What you are asked to do
Search the listing below for "full". Copy each matching line.

Given material

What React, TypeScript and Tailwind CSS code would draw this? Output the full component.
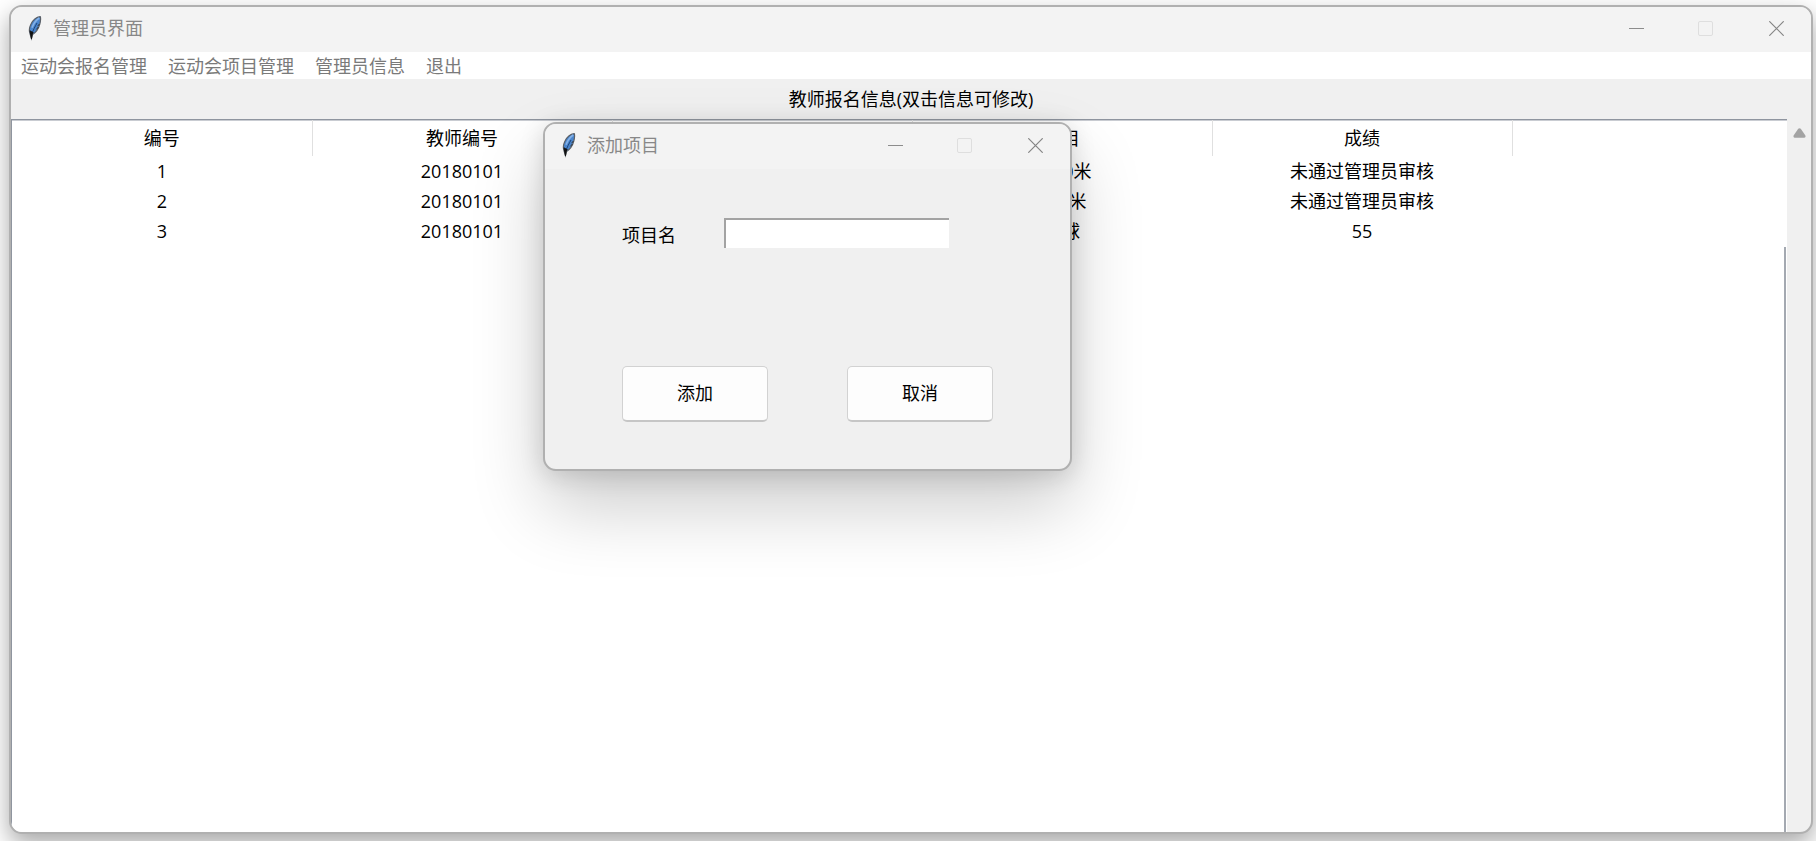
import React from "react";

const menus = ["运动会报名管理", "运动会项目管理", "管理员信息", "退出"];
const columns = ["编号", "教师编号", "", "项目", "成绩"];
const rows = [
  ["1", "20180101", "", "1500米", "未通过管理员审核"],
  ["2", "20180101", "", "100米", "未通过管理员审核"],
  ["3", "20180101", "", "篮球", "55"],
];

function Feather() {
  return (
    <svg width="16" height="26" viewBox="0 0 16 26" aria-hidden="true">
      <path
        d="M13.2 1.6C9.8 2 6 4.8 3.8 9.4C2.4 12.4 2 15.6 2.8 18L4.4 23.6L5.6 19.4C9 17.4 11.6 13.8 12.8 9.2C13.6 6 14 3.2 13.2 1.6Z"
        fill="#4a86cf"
        stroke="#5a6068"
        strokeWidth="1.2"
      />
      <path d="M12.2 3C9.2 5 6.6 8.4 5 12.8" fill="none" stroke="#86b2e6" strokeWidth="1.6" />
      <path d="M10 8C8 11.6 6 15.4 4.8 19" fill="none" stroke="#1d4274" strokeWidth="1" />
      <path d="M3 15.6L4.5 23.8L5.2 19L6.2 17" fill="#111" stroke="#111" strokeWidth="1" />
      <path d="M12.4 9L10.6 11.2M11.4 12L9.4 14.4" stroke="#333" strokeWidth="1" />
    </svg>
  );
}

function TitleBar({ title }: { title: string }) {
  return (
    <header className="flex h-[45px] shrink-0 items-stretch bg-[#f3f3f3] text-[#888]">
      <div className="flex flex-1 items-center gap-[10px] pb-1 pl-4">
        <Feather />
        <h1 className="leading-6">{title}</h1>
      </div>
      <button aria-label="最小化" className="flex w-[70px] items-center justify-center pb-[2px]">
        <svg width="15" height="15" viewBox="0 0 15 15">
          <path d="M0 7.5H15" stroke="#8c8c8c" />
        </svg>
      </button>
      <button aria-label="最大化" disabled className="flex w-[70px] items-center justify-center pb-[2px] pr-[2px]">
        <svg width="15" height="15" viewBox="0 0 15 15">
          <rect x=".5" y=".5" width="14" height="14" rx="1.5" fill="none" stroke="#dedede" />
        </svg>
      </button>
      <button aria-label="关闭" className="flex w-[70px] items-center justify-center pb-[2px]">
        <svg width="15" height="15" viewBox="0 0 15 15">
          <path d="M.3 .3L14.7 14.7M14.7 .3L.3 14.7" stroke="#858585" strokeWidth="1.2" />
        </svg>
      </button>
    </header>
  );
}

function AddDialog() {
  const button =
    "h-14 w-[146px] rounded-[5px] border border-[#d2d2d2] border-b-2 border-b-[#c6c6c6] bg-[#fdfdfd] text-black";
  return (
    <section
      role="dialog"
      aria-label="添加项目"
      className="absolute left-[543px] top-[122px] w-[529px] overflow-hidden rounded-[13px] border-2 border-[#b0b0b0] bg-[#f0f0f0] shadow-[0_36px_72px_rgba(0,0,0,0.2),0_4px_24px_rgba(0,0,0,0.14)]"
    >
      <TitleBar title="添加项目" />
      <form className="px-[77px] pb-[47px] pt-[49px]" onSubmit={(e) => e.preventDefault()}>
        <div className="flex items-center gap-12">
          <label htmlFor="project" className="pt-1 leading-6">
            项目名
          </label>
          <input
            id="project"
            className="h-[30px] w-[225px] border-l-2 border-t-2 border-[#a3a3a3] bg-white px-1 outline-none"
          />
        </div>
        <div className="mt-[118px] flex justify-between">
          <button type="submit" className={button}>
            添加
          </button>
          <button type="button" className={button}>
            取消
          </button>
        </div>
      </form>
    </section>
  );
}

export default function App() {
  return (
    <div className="relative flex min-h-screen bg-white pb-[7px] pl-[9px] pr-[3px] pt-[5px] font-['Open_Sans','Noto_Sans_CJK_SC',sans-serif] text-[18px] text-black">
      <main className="flex flex-1 flex-col overflow-hidden rounded-[13px] border-2 border-[#b0b0b0] bg-[#f0f0f0] shadow-[0_10px_24px_rgba(0,0,0,0.35)]">
        <TitleBar title="管理员界面" />
        <nav className="flex h-[27px] items-center gap-[21px] bg-white pl-[10px] leading-6 text-[#7a7a7a]">
          {menus.map((m) => (
            <button key={m}>{m}</button>
          ))}
        </nav>
        <h2 className="flex h-10 items-center justify-center leading-6">教师报名信息(双击信息可修改)</h2>
        <div className="flex flex-1">
          <div className="flex flex-1 flex-col border-l border-[#8f959f] bg-white">
            <div className="h-32 border-t border-[#8f959f] shadow-[inset_0_1px_0_#c9ccd2]">
              <table className="w-full table-fixed text-center leading-6">
                <colgroup>
                  {columns.map((_, i) => (
                    <col key={i} className="w-[300px]" />
                  ))}
                  <col />
                </colgroup>
                <thead>
                  <tr className="h-9">
                    {columns.map((c, i) => (
                      <th key={i} className="border-r border-[#e0e0e0] p-0 font-normal">
                        {c}
                      </th>
                    ))}
                    <th className="p-0" />
                  </tr>
                </thead>
                <tbody>
                  {rows.map((r) => (
                    <tr key={r[0]} className="h-[30px]">
                      {r.map((v, i) => (
                        <td key={i} className="p-0">
                          {v}
                        </td>
                      ))}
                      <td className="p-0" />
                    </tr>
                  ))}
                </tbody>
              </table>
            </div>
            <div className="mr-px flex-1 border-r-2 border-[#a4a9b1]" />
          </div>
          <div className="flex w-6 justify-center pt-[9px]">
            <svg width="13" height="10" viewBox="0 0 13 10" aria-hidden="true">
              <path d="M5.2 .8Q6.5 -.4 7.8 .8L12.4 7.6Q13 9.6 11.4 9.7H1.6Q0 9.6 .6 7.6Z" fill="#a3a3a3" />
            </svg>
          </div>
        </div>
      </main>
      <AddDialog />
    </div>
  );
}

Output of the task
What React, TypeScript and Tailwind CSS code would draw this? Output the full component.
              <table className="w-full table-fixed text-center leading-6">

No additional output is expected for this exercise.